= Exercise objective =
List all lines of the data containing the word "React".
* BEGIN Task inputs *
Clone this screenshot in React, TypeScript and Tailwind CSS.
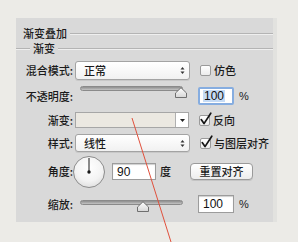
import React from 'react';

const FONT = '"Noto Sans CJK SC", "Noto Sans", sans-serif';

function Groove({ className = '' }: { className?: string }) {
  return <div className={`h-[2px] border-t border-b border-t-[#b4b4b4] border-b-[#efefef] ${className}`} />;
}

function Label({ text, w = 'w-[57px]' }: { text: string; w?: string }) {
  return <div className={`${w} shrink-0 text-right text-[11px] font-medium leading-none text-[#1a1a1a]`}>{text}</div>;
}

function UpDown() {
  return (
    <svg width="5" height="9" viewBox="0 0 5 9" className="shrink-0">
      <path d="M0.5 3.5 L2.5 1 L4.5 3.5 Z" fill="#333" />
      <path d="M0.5 5.5 L2.5 8 L4.5 5.5 Z" fill="#333" />
    </svg>
  );
}

function Select({ value, h }: { value: string; h: string }) {
  return (
    <div
      className={`ml-[2px] w-[115px] ${h} flex items-center justify-between pl-[8px] pr-[4px] rounded-[3px] border border-[#a3a3a3] bg-gradient-to-b from-[#ffffff] to-[#f1f1f1] text-[11px] font-medium text-[#1a1a1a] leading-none shadow-[0_1px_0_#c8c8c8]`}
    >
      <span>{value}</span>
      <UpDown />
    </div>
  );
}

function Checkbox({ checked }: { checked?: boolean }) {
  return (
    <div className="relative ml-[10px] w-[11px] h-[11px] shrink-0 rounded-[2px] border border-[#9a9a9a] bg-gradient-to-b from-[#ffffff] to-[#ececec]">
      {checked && (
        <svg width="14" height="14" viewBox="0 0 14 14" className="absolute left-[-1px] top-[-4px]">
          <path d="M2.2 7.6 L5 11.6 L11.8 1.2" fill="none" stroke="#151515" strokeWidth="1.7" strokeLinecap="round" strokeLinejoin="round" />
        </svg>
      )}
    </div>
  );
}

function Thumb() {
  return (
    <svg width="12" height="11" viewBox="0 0 12 11">
      <defs>
        <linearGradient id="tg" x1="0" y1="0" x2="0" y2="1">
          <stop offset="0" stopColor="#ffffff" />
          <stop offset="1" stopColor="#d6d6d6" />
        </linearGradient>
      </defs>
      <path d="M0.5 10.5 L0.5 6 L6 0.7 L11.5 6 L11.5 10.5 Z" fill="url(#tg)" stroke="#6f6f6f" strokeWidth="1" />
    </svg>
  );
}

function Slider({ thumbLeft, trackTop, thumbTop }: { thumbLeft: string; trackTop: string; thumbTop: string }) {
  return (
    <div className="relative ml-[2px] w-[115px] h-full shrink-0">
      <div
        className={`absolute left-[5px] ${trackTop} w-[103px] h-[5px] rounded-full bg-gradient-to-b from-[#8e8e8e] to-[#c4c4c4] border border-[#8a8a8a]`}
      />
      <div className={`absolute ${thumbLeft} ${thumbTop}`}>
        <Thumb />
      </div>
    </div>
  );
}

function NumberBox({ value, focused, w = 'w-[36px]', ml = 'ml-[8px]', h = 'h-[18px]' }: { value: string; focused?: boolean; w?: string; ml?: string; h?: string }) {
  return (
    <div
      className={`${ml} ${w} ${h} shrink-0 flex items-center pl-[3px] bg-white text-[12px] leading-none text-[#111] ${
        focused ? 'border-2 border-[#86ade0] rounded-[2px]' : 'border border-[#9c9c9c] shadow-[inset_0_1px_1px_#cfcfcf]'
      }`}
      style={{ fontFamily: '"Liberation Sans", Arial, sans-serif' }}
    >
      <span className={focused ? 'bg-[#c5dbf5] px-[1px]' : 'px-[1px]'}>{value}</span>
    </div>
  );
}

function Dial() {
  return (
    <div className="relative w-[32px] h-[32px] shrink-0 rounded-full border border-[#8c8c8c] bg-[radial-gradient(circle_at_50%_35%,#ffffff_0%,#f3f3f3_55%,#d3d3d3_100%)]">
      <svg width="32" height="32" viewBox="0 0 32 32" className="absolute left-[-1px] top-[-1px]">
        <line x1="16" y1="16" x2="16" y2="2" stroke="#1a1a1a" strokeWidth="1" />
        <circle cx="16" cy="16" r="1.7" fill="#1a1a1a" />
      </svg>
    </div>
  );
}

export default function App() {
  return (
    <div
      className="relative w-[298px] h-[242px] overflow-hidden bg-[#ecebe7] pt-[18px] pl-[16px]"
      style={{ fontFamily: FONT }}
    >
      <div className="w-[261px] h-[204px] bg-[#d9d9d9] border-r-4 border-r-[#e2e2df] flex flex-col">
        {/* titre du panneau */}
        <div className="mt-[8px] h-[15px] flex items-center pl-[7px]">
          <span className="text-[11px] font-medium leading-none text-[#1a1a1a]">渐变叠加</span>
          <Groove className="flex-1 ml-[3px]" />
        </div>

        {/* groupe : 渐变 */}
        <div className="h-[15px] flex items-center">
          <Groove className="w-[14px]" />
          <span className="ml-[3px] text-[11px] font-medium leading-none text-[#1a1a1a]">渐变</span>
          <Groove className="flex-1 ml-[3px]" />
        </div>

        <div className="mt-[5px] h-[19px] flex items-center">
          <Label text="混合模式:" />
          <Select value="正常" h="h-[19px]" />
          <Checkbox />
          <span className="ml-[3px] text-[11px] font-medium leading-none text-[#1a1a1a]">仿色</span>
        </div>

        <div className="mt-[6px] h-[20px] flex items-center">
          <Label text="不透明度:" />
          <Slider thumbLeft="left-[100px]" trackTop="top-[0px]" thumbTop="top-[1px]" />
          <NumberBox value="100" focused h="h-[18px]" />
          <span className="ml-[5px] text-[11px] leading-none text-[#1a1a1a]" style={{ fontFamily: '"Liberation Sans", Arial, sans-serif' }}>%</span>
        </div>

        <div className="mt-[6px] h-[16px] flex items-center">
          <Label text="渐变:" />
          <div className="ml-[2px] w-[114px] h-[16px] shrink-0 flex border border-[#a6a6a6] bg-[#ebe8e1]">
            <div className="flex-1" />
            <div className="w-[13px] h-full border-l border-[#b0b0b0] bg-white flex items-center justify-center">
              <svg width="5" height="3" viewBox="0 0 5 3">
                <path d="M0 0 L5 0 L2.5 3 Z" fill="#222" />
              </svg>
            </div>
          </div>
          <Checkbox checked />
          <span className="ml-[3px] text-[11px] font-medium leading-none text-[#1a1a1a]">反向</span>
        </div>

        <div className="mt-[6px] h-[18px] flex items-center">
          <Label text="样式:" />
          <Select value="线性" h="h-[18px]" />
          <Checkbox checked />
          <span className="ml-[3px] text-[11px] font-medium leading-none text-[#1a1a1a]">与图层对齐</span>
        </div>

        <div className="mt-[3px] h-[33px] flex items-center">
          <Label text="角度:" />
          <Dial />
          <NumberBox value="90" w="w-[44px]" ml="ml-[7px]" h="h-[17px]" />
          <span className="ml-[4px] text-[11px] font-medium leading-none text-[#1a1a1a]">度</span>
          <div className="ml-[19px] w-[63px] h-[17px] shrink-0 flex items-center justify-center rounded-[4px] border border-[#9a9a9a] bg-gradient-to-b from-[#ffffff] to-[#ededed] text-[11px] font-medium leading-none text-[#1a1a1a] shadow-[0_1px_0_#c4c4c4]">
            重置对齐
          </div>
        </div>

        <div className="mt-[7px] h-[18px] flex items-center">
          <Label text="缩放:" />
          <Slider thumbLeft="left-[62px]" trackTop="top-[5px]" thumbTop="top-[6px]" />
          <NumberBox value="100" h="h-[18px]" />
          <span className="ml-[5px] text-[11px] leading-none text-[#1a1a1a]" style={{ fontFamily: '"Liberation Sans", Arial, sans-serif' }}>%</span>
        </div>
      </div>

      {/* trait rouge par-dessus */}
      <svg width="298" height="242" viewBox="0 0 298 242" className="absolute left-0 top-0 pointer-events-none">
        <line x1="132" y1="118" x2="171" y2="242" stroke="#e0503c" strokeWidth="1" />
      </svg>
    </div>
  );
}
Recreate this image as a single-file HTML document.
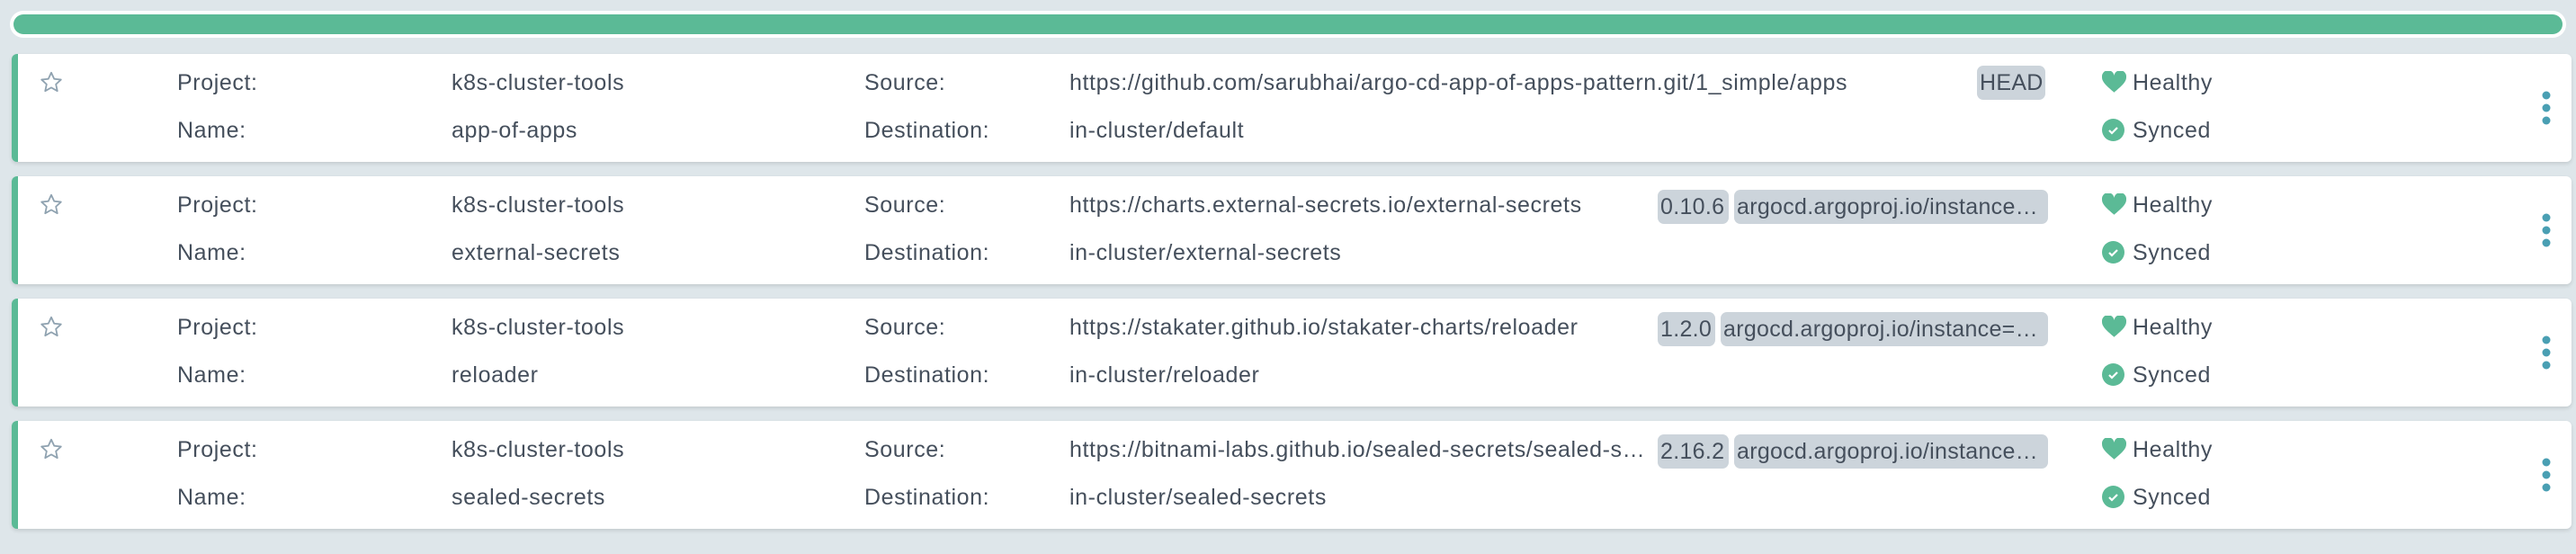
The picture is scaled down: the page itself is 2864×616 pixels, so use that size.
<!DOCTYPE html>
<html><head><meta charset="utf-8"><style>
body{margin:0;width:2864px;height:616px;background:#dee6ea;font-family:"Liberation Sans",sans-serif;color:#454f5c;position:relative;overflow:hidden}
.bar{position:absolute;left:11px;top:12px;width:2842px;height:30px;background:#fff;border-radius:16px}
.bar div{position:absolute;left:4px;top:4px;right:4px;bottom:4px;background:#5bba96;border-radius:12px}
.card{position:absolute;left:13px;width:2839px;height:120px;background:#fff;border-radius:6px;border-left:7px solid #5bba96;box-shadow:0 2px 4px rgba(0,0,0,.12)}
.t{position:absolute;font-size:25px;line-height:30px;white-space:nowrap;letter-spacing:0.6px}
.tag{position:absolute;background:#ccd4db;border-radius:7px;height:38px;font-size:25px;line-height:38px;padding:0 3px;white-space:nowrap;box-sizing:border-box;letter-spacing:0.3px}
.star{position:absolute;left:23px;top:18px}
.heart{position:absolute;left:2317px;top:19px}
.chk{position:absolute;left:2317px;top:72px;width:25px;height:25px;border-radius:50%;background:#5bba96}
.keb{position:absolute;left:2805px;top:40px}
</style></head><body>
<div class="bar"><div></div></div>

<div class="card" style="top:60px">
<svg class="star" width="28" height="27" viewBox="0 0 24 24"><path d="M12 2.5l2.9 6.2 6.7.7-5 4.6 1.4 6.6L12 17.2 6 20.6l1.4-6.6-5-4.6 6.7-.7z" fill="none" stroke="#8fa2b0" stroke-width="1.6" stroke-linejoin="round"/></svg>
<div class="t" style="left:177px;top:17px">Project:</div><div class="t" style="left:482px;top:17px">k8s-cluster-tools</div>
<div class="t" style="left:177px;top:70px">Name:</div><div class="t" style="left:482px;top:70px">app-of-apps</div>
<div class="t" style="left:941px;top:17px">Source:</div><div class="t" style="left:1169px;top:17px">https://github.com/sarubhai/argo-cd-app-of-apps-pattern.git/1_simple/apps</div>
<div class="t" style="left:941px;top:70px">Destination:</div><div class="t" style="left:1169px;top:70px">in-cluster/default</div>
<div class="tag" style="left:2178px;top:13px;width:76px">HEAD</div>
<svg class="heart" width="27" height="25" viewBox="0 0 24 22"><path d="M12 21C5 15 0 11 0 6a6 6 0 0 1 12-1.5A6 6 0 0 1 24 6c0 5-5 9-12 15z" fill="#5bba96"/></svg>
<div class="t" style="left:2351px;top:17px">Healthy</div>
<div class="chk"><svg width="25" height="25" viewBox="0 0 25 25"><path d="M8 13l3 3 6-6" fill="none" stroke="#fff" stroke-width="2.2"/></svg></div>
<div class="t" style="left:2351px;top:70px">Synced</div>
<svg class="keb" width="12" height="40"><circle cx="6" cy="6" r="4.5" fill="#4a9fb3"/><circle cx="6" cy="20" r="4.5" fill="#4a9fb3"/><circle cx="6" cy="34" r="4.5" fill="#4a9fb3"/></svg>
</div>

<div class="card" style="top:196px">
<svg class="star" width="28" height="27" viewBox="0 0 24 24"><path d="M12 2.5l2.9 6.2 6.7.7-5 4.6 1.4 6.6L12 17.2 6 20.6l1.4-6.6-5-4.6 6.7-.7z" fill="none" stroke="#8fa2b0" stroke-width="1.6" stroke-linejoin="round"/></svg>
<div class="t" style="left:177px;top:17px">Project:</div><div class="t" style="left:482px;top:17px">k8s-cluster-tools</div>
<div class="t" style="left:177px;top:70px">Name:</div><div class="t" style="left:482px;top:70px">external-secrets</div>
<div class="t" style="left:941px;top:17px">Source:</div><div class="t" style="left:1169px;top:17px">https://charts.external-secrets.io/external-secrets</div>
<div class="t" style="left:941px;top:70px">Destination:</div><div class="t" style="left:1169px;top:70px">in-cluster/external-secrets</div>
<div class="tag" style="left:1823px;top:15px;width:79px">0.10.6</div>
<div class="tag" style="left:1908px;top:15px;width:349px;overflow:hidden">argocd.argoproj.io/instance…</div>
<svg class="heart" width="27" height="25" viewBox="0 0 24 22"><path d="M12 21C5 15 0 11 0 6a6 6 0 0 1 12-1.5A6 6 0 0 1 24 6c0 5-5 9-12 15z" fill="#5bba96"/></svg>
<div class="t" style="left:2351px;top:17px">Healthy</div>
<div class="chk"><svg width="25" height="25" viewBox="0 0 25 25"><path d="M8 13l3 3 6-6" fill="none" stroke="#fff" stroke-width="2.2"/></svg></div>
<div class="t" style="left:2351px;top:70px">Synced</div>
<svg class="keb" width="12" height="40"><circle cx="6" cy="6" r="4.5" fill="#4a9fb3"/><circle cx="6" cy="20" r="4.5" fill="#4a9fb3"/><circle cx="6" cy="34" r="4.5" fill="#4a9fb3"/></svg>
</div>

<div class="card" style="top:332px">
<svg class="star" width="28" height="27" viewBox="0 0 24 24"><path d="M12 2.5l2.9 6.2 6.7.7-5 4.6 1.4 6.6L12 17.2 6 20.6l1.4-6.6-5-4.6 6.7-.7z" fill="none" stroke="#8fa2b0" stroke-width="1.6" stroke-linejoin="round"/></svg>
<div class="t" style="left:177px;top:17px">Project:</div><div class="t" style="left:482px;top:17px">k8s-cluster-tools</div>
<div class="t" style="left:177px;top:70px">Name:</div><div class="t" style="left:482px;top:70px">reloader</div>
<div class="t" style="left:941px;top:17px">Source:</div><div class="t" style="left:1169px;top:17px">https://stakater.github.io/stakater-charts/reloader</div>
<div class="t" style="left:941px;top:70px">Destination:</div><div class="t" style="left:1169px;top:70px">in-cluster/reloader</div>
<div class="tag" style="left:1823px;top:15px;width:64px">1.2.0</div>
<div class="tag" style="left:1893px;top:15px;width:364px;overflow:hidden">argocd.argoproj.io/instance=…</div>
<svg class="heart" width="27" height="25" viewBox="0 0 24 22"><path d="M12 21C5 15 0 11 0 6a6 6 0 0 1 12-1.5A6 6 0 0 1 24 6c0 5-5 9-12 15z" fill="#5bba96"/></svg>
<div class="t" style="left:2351px;top:17px">Healthy</div>
<div class="chk"><svg width="25" height="25" viewBox="0 0 25 25"><path d="M8 13l3 3 6-6" fill="none" stroke="#fff" stroke-width="2.2"/></svg></div>
<div class="t" style="left:2351px;top:70px">Synced</div>
<svg class="keb" width="12" height="40"><circle cx="6" cy="6" r="4.5" fill="#4a9fb3"/><circle cx="6" cy="20" r="4.5" fill="#4a9fb3"/><circle cx="6" cy="34" r="4.5" fill="#4a9fb3"/></svg>
</div>

<div class="card" style="top:468px">
<svg class="star" width="28" height="27" viewBox="0 0 24 24"><path d="M12 2.5l2.9 6.2 6.7.7-5 4.6 1.4 6.6L12 17.2 6 20.6l1.4-6.6-5-4.6 6.7-.7z" fill="none" stroke="#8fa2b0" stroke-width="1.6" stroke-linejoin="round"/></svg>
<div class="t" style="left:177px;top:17px">Project:</div><div class="t" style="left:482px;top:17px">k8s-cluster-tools</div>
<div class="t" style="left:177px;top:70px">Name:</div><div class="t" style="left:482px;top:70px">sealed-secrets</div>
<div class="t" style="left:941px;top:17px">Source:</div><div class="t" style="left:1169px;top:17px;width:650px;overflow:hidden">https://bitnami-labs.github.io/sealed-secrets/sealed-s…</div>
<div class="t" style="left:941px;top:70px">Destination:</div><div class="t" style="left:1169px;top:70px">in-cluster/sealed-secrets</div>
<div class="tag" style="left:1823px;top:15px;width:79px">2.16.2</div>
<div class="tag" style="left:1908px;top:15px;width:349px;overflow:hidden">argocd.argoproj.io/instance…</div>
<svg class="heart" width="27" height="25" viewBox="0 0 24 22"><path d="M12 21C5 15 0 11 0 6a6 6 0 0 1 12-1.5A6 6 0 0 1 24 6c0 5-5 9-12 15z" fill="#5bba96"/></svg>
<div class="t" style="left:2351px;top:17px">Healthy</div>
<div class="chk"><svg width="25" height="25" viewBox="0 0 25 25"><path d="M8 13l3 3 6-6" fill="none" stroke="#fff" stroke-width="2.2"/></svg></div>
<div class="t" style="left:2351px;top:70px">Synced</div>
<svg class="keb" width="12" height="40"><circle cx="6" cy="6" r="4.5" fill="#4a9fb3"/><circle cx="6" cy="20" r="4.5" fill="#4a9fb3"/><circle cx="6" cy="34" r="4.5" fill="#4a9fb3"/></svg>
</div>
</body></html>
* END Task inputs *
= Result of the task =
Clone this screenshot in React, TypeScript and Tailwind CSS.
import React from 'react';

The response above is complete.